◆ **Your goal**
Select every line below containing the word "index".

◆ **Listed entries**
§

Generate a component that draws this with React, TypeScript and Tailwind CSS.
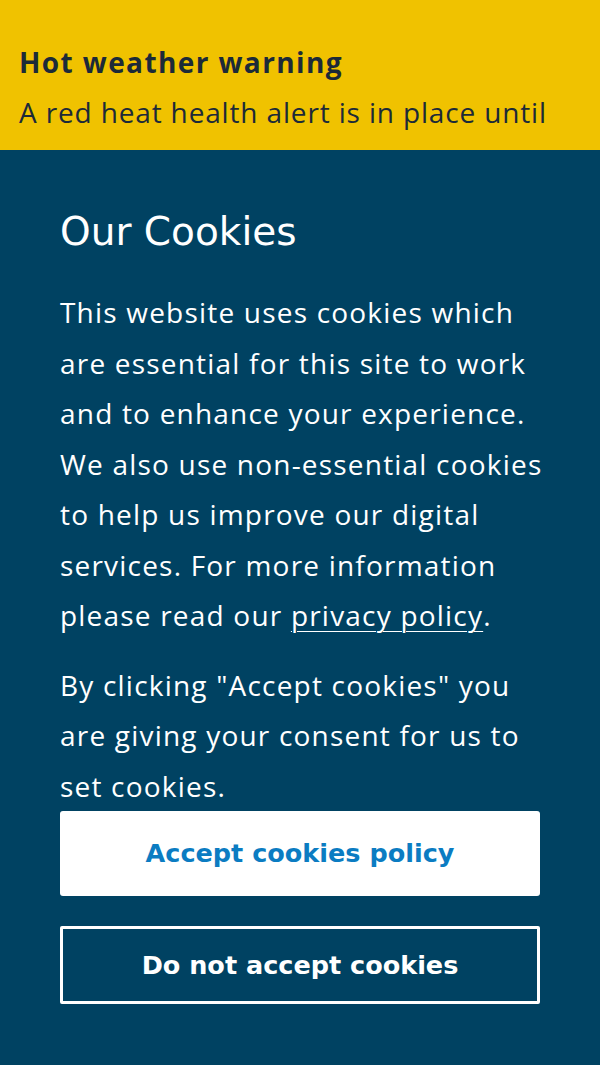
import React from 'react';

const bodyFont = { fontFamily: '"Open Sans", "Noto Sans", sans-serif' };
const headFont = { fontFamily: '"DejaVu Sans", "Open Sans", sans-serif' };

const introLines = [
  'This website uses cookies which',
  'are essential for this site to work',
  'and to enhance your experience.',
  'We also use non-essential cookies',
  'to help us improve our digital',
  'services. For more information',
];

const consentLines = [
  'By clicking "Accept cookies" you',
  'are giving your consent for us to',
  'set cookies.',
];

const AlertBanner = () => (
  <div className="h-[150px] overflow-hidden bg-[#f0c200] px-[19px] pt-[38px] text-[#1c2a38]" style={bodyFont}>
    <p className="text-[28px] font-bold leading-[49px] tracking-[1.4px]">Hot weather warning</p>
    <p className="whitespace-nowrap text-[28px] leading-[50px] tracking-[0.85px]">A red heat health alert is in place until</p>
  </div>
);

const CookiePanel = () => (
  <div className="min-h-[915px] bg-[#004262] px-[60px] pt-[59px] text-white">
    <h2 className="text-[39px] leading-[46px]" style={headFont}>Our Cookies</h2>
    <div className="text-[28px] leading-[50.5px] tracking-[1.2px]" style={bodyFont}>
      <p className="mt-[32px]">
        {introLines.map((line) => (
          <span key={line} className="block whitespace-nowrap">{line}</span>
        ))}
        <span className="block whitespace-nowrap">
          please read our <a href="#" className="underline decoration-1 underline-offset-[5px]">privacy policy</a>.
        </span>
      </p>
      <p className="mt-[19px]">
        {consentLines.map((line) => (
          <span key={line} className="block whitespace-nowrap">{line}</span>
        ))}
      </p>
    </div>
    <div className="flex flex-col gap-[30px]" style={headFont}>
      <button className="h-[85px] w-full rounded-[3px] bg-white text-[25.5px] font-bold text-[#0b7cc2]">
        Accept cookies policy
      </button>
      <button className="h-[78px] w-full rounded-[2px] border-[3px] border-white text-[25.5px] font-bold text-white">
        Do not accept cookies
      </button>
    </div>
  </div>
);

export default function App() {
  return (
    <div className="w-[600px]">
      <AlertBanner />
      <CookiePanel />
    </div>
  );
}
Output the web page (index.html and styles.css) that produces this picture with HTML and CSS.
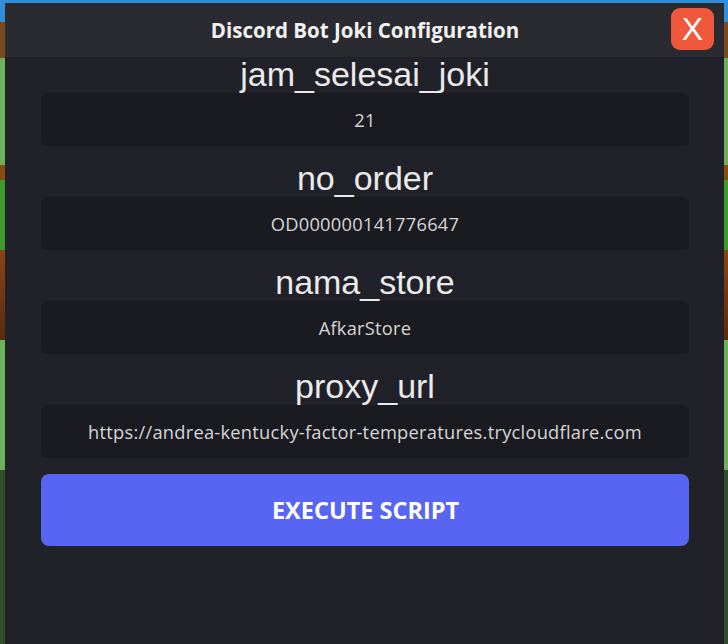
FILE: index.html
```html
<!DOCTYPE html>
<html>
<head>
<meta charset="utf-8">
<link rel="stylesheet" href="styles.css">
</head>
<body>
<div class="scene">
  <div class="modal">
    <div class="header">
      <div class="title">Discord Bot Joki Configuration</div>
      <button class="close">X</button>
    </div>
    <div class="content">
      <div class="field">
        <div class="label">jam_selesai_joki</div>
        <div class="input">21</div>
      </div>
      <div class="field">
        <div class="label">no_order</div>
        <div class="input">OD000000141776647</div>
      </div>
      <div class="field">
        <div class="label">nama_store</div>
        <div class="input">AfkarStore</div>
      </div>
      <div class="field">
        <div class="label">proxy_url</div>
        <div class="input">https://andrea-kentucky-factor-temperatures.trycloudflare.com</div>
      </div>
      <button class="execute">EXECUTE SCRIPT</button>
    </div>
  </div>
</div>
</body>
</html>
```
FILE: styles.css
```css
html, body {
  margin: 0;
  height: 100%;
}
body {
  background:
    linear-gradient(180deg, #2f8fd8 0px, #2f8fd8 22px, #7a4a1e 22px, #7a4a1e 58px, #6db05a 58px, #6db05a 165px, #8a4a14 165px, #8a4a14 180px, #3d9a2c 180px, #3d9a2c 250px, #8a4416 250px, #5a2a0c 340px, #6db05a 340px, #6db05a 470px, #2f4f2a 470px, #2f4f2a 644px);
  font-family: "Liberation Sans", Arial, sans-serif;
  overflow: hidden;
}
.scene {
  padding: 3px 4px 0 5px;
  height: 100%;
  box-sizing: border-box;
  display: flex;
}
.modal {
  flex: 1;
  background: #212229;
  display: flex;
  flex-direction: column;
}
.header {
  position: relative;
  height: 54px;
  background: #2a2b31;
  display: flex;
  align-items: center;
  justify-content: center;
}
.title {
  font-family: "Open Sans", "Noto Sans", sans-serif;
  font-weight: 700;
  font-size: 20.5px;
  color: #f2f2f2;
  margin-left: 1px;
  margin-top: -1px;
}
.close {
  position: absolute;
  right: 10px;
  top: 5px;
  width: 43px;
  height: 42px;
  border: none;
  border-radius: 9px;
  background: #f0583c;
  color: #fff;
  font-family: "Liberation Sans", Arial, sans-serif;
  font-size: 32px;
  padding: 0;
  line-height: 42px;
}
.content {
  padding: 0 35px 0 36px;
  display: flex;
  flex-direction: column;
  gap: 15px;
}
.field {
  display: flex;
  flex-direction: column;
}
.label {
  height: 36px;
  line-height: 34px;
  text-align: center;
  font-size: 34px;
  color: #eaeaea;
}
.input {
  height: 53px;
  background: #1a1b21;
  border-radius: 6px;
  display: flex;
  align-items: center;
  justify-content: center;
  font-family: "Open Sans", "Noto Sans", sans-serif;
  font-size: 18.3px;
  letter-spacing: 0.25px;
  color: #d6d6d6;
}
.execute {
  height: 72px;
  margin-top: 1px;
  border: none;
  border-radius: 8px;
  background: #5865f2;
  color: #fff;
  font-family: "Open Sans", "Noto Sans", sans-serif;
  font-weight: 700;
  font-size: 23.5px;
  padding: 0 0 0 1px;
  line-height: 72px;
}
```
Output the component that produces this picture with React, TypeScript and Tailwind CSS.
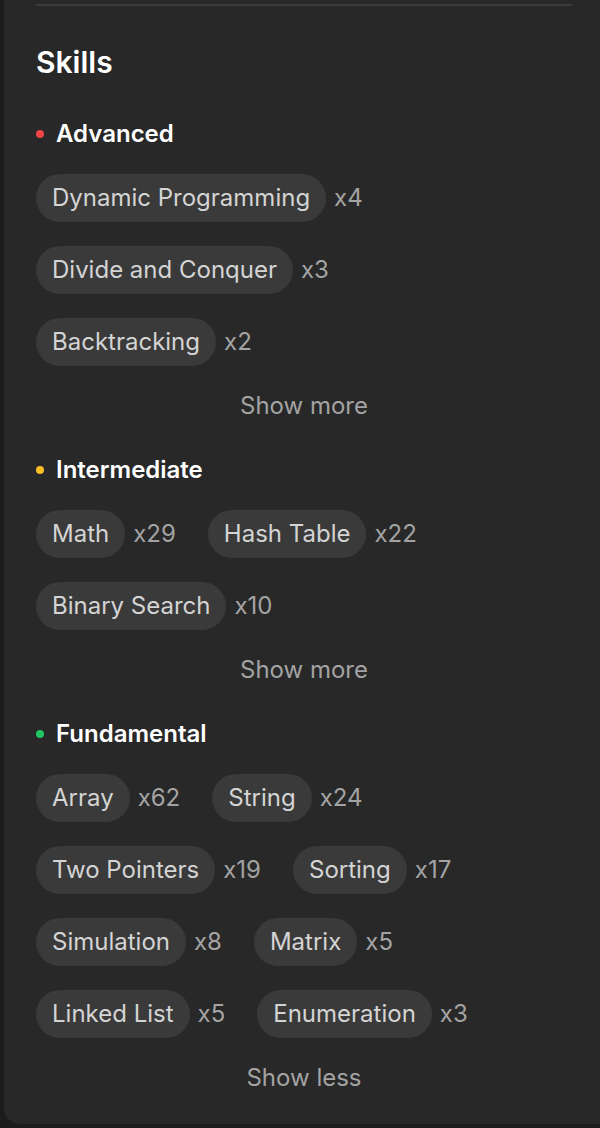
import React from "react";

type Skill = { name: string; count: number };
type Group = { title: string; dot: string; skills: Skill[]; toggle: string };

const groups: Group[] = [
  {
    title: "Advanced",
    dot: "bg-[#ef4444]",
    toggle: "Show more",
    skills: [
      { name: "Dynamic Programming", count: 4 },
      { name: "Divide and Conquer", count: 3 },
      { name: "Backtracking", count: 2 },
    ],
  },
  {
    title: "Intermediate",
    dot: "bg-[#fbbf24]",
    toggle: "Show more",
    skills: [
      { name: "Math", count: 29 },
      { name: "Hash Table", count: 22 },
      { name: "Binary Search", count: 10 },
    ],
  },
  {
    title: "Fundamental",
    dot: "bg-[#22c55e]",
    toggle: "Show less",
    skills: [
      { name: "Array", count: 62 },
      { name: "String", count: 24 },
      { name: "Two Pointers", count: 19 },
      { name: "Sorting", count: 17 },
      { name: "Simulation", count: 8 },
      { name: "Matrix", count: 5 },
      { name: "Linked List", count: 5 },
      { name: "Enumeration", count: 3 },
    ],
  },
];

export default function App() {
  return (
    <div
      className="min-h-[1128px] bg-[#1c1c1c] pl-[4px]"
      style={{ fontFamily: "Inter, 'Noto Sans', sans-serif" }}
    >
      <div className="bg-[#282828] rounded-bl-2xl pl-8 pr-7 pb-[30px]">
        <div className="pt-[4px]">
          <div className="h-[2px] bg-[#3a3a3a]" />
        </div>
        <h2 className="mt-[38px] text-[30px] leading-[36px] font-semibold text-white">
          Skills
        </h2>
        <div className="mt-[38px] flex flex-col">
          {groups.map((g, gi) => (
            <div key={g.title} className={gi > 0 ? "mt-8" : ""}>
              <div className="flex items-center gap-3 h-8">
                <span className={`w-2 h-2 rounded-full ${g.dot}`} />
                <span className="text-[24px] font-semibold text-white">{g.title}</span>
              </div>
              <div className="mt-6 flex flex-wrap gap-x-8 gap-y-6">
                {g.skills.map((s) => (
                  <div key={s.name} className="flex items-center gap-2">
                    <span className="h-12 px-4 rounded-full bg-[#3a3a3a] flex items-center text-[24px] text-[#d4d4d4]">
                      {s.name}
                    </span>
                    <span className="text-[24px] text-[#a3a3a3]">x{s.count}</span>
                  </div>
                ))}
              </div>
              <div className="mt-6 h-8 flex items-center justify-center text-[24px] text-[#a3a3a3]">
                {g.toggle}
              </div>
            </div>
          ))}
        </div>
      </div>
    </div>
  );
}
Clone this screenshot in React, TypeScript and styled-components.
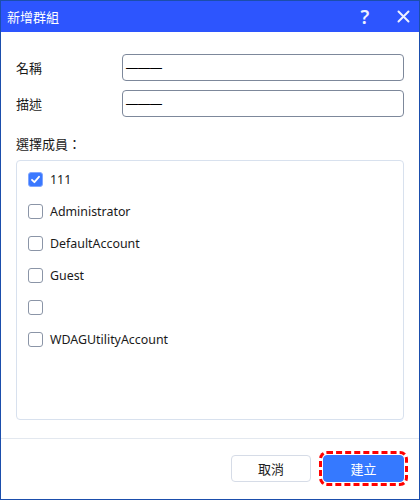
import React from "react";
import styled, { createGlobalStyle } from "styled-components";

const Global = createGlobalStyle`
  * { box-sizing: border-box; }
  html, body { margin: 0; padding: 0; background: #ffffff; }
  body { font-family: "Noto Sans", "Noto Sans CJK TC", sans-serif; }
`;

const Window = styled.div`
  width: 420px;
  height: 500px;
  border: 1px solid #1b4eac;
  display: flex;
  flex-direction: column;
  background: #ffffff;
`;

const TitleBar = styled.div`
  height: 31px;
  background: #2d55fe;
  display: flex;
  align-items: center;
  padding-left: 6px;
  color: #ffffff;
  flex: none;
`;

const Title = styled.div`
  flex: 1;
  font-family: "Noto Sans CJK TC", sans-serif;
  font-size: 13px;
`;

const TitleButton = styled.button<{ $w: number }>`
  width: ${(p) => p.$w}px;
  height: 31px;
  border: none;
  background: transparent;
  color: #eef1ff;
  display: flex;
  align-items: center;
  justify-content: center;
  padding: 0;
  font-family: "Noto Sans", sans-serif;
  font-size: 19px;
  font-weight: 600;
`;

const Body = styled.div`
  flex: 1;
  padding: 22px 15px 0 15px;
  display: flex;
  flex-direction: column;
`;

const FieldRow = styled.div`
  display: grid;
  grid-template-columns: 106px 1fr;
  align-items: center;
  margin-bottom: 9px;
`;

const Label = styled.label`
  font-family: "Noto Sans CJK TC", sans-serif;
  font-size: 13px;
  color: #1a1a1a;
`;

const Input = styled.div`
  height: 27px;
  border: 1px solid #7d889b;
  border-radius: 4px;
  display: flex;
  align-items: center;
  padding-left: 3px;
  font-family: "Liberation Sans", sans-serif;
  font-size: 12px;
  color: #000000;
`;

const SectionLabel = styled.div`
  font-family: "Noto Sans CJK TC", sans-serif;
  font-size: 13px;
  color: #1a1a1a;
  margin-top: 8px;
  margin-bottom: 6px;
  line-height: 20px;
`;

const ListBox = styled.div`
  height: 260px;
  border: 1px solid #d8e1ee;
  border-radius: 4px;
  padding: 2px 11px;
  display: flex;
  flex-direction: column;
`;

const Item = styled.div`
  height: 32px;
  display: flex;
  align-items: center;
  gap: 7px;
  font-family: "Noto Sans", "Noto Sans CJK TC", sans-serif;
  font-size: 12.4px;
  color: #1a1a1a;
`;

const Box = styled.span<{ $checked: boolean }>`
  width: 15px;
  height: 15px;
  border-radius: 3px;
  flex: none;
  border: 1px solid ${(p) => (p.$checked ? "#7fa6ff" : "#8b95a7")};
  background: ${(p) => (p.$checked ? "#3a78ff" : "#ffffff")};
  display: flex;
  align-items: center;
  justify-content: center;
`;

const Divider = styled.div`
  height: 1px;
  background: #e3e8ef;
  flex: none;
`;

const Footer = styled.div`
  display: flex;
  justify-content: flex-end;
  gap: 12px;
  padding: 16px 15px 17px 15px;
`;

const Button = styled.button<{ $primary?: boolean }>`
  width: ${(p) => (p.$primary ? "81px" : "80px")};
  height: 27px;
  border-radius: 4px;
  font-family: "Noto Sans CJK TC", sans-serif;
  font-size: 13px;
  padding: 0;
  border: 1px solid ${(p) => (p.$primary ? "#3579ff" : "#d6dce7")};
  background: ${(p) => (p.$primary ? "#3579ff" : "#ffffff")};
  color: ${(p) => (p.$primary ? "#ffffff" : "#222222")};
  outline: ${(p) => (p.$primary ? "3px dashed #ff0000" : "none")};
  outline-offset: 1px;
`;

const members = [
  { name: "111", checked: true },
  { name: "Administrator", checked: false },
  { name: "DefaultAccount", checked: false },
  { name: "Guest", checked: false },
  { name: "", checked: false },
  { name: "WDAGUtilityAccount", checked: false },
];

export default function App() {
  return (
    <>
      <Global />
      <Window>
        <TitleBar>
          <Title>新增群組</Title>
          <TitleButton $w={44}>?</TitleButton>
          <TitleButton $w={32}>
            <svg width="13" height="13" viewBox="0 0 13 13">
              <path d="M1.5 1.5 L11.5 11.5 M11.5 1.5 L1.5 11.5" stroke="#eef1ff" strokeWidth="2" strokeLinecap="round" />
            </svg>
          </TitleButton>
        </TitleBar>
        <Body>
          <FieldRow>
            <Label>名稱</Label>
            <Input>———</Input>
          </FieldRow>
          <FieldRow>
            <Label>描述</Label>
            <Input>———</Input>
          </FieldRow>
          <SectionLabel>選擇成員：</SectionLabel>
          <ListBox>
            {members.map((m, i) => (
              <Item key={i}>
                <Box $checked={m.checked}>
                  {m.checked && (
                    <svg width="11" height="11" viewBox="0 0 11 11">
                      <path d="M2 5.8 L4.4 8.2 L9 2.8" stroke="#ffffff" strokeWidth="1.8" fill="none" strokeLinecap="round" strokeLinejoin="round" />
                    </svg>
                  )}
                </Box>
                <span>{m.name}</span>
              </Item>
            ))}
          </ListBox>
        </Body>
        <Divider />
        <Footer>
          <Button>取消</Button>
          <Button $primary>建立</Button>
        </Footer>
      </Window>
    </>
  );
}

§

◆ **Output for this task**
Output the web page (index.html and styles.css) that produces this picture with HTML and CSS.
FILE: index.html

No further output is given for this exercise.